The unprecedented strike entered day four on Monday and negotiations on a deal are ongoing.
A full-scale UAW strike that lasts six weeks would reduce annualized GDP growth in the fourth quarter by an estimated 0.2%, Zandi told CNN in an email.
“This is a small impact, but meaningful, particularly in the context of other potential headwinds to growth in coming months,” Zandi said.
Given those obstacles and the UAW strike, Moody’s Analytics is projecting GDP will grow at an annual rate of just 0.8% in the fourth quarter.
“Real GDP would flatline in the fourth quarter if the UAW strikes the three automakers for the entire fourth quarter and all other assumptions hold,” Zandi said.
Another impact: A long strike would reduce low vehicle inventories.
Zandi said this will “forestall additional vehicle price declines, and even potentially push prices up, stymying the current disinflation and putting added pressure on the Fed.”
S&P Global Market Intelligence is warning of an even bigger hit to GDP of up to 2.17 percentage points in the fourth quarter if the strike lasts 15 weeks.
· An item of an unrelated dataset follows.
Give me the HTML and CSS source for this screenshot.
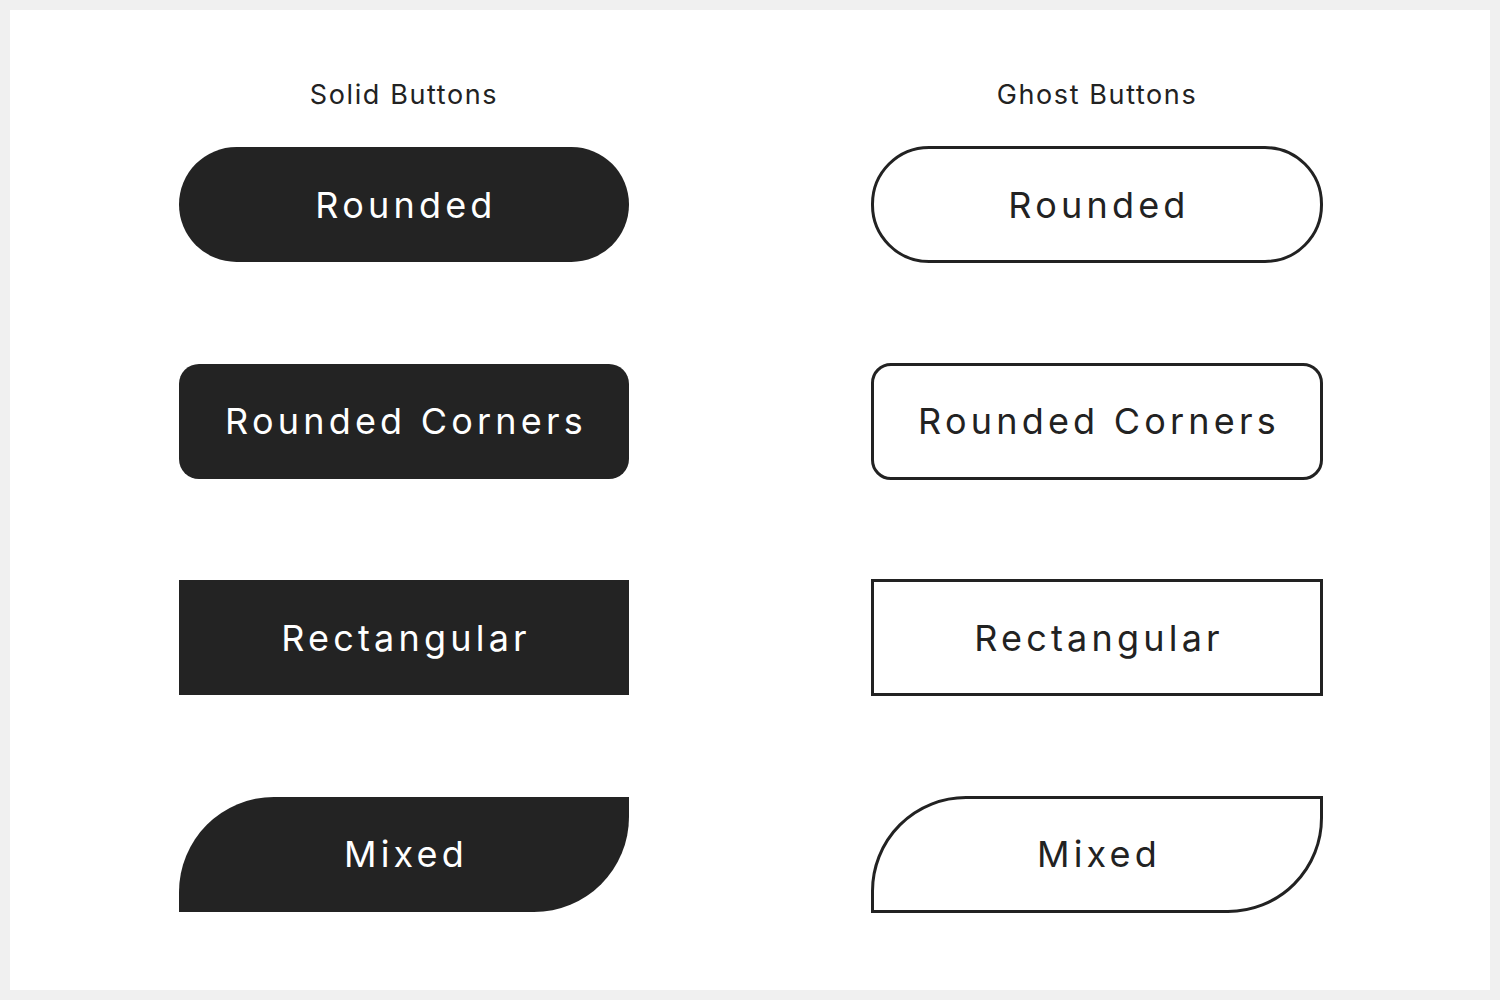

“A lasting strike…is looking highly probable,” S&P analysts wrote in a report on Monday. “The current political and economic conditions increase the odds of a longer strike.”
UAW President Shawn Fain warned over the weekend the union is prepared to escalate the strike.
“If we don’t get better offers, and we don’t get down to taking care of the members’ needs, then we’re going to amp this thing up even more,” Fain told CBS News.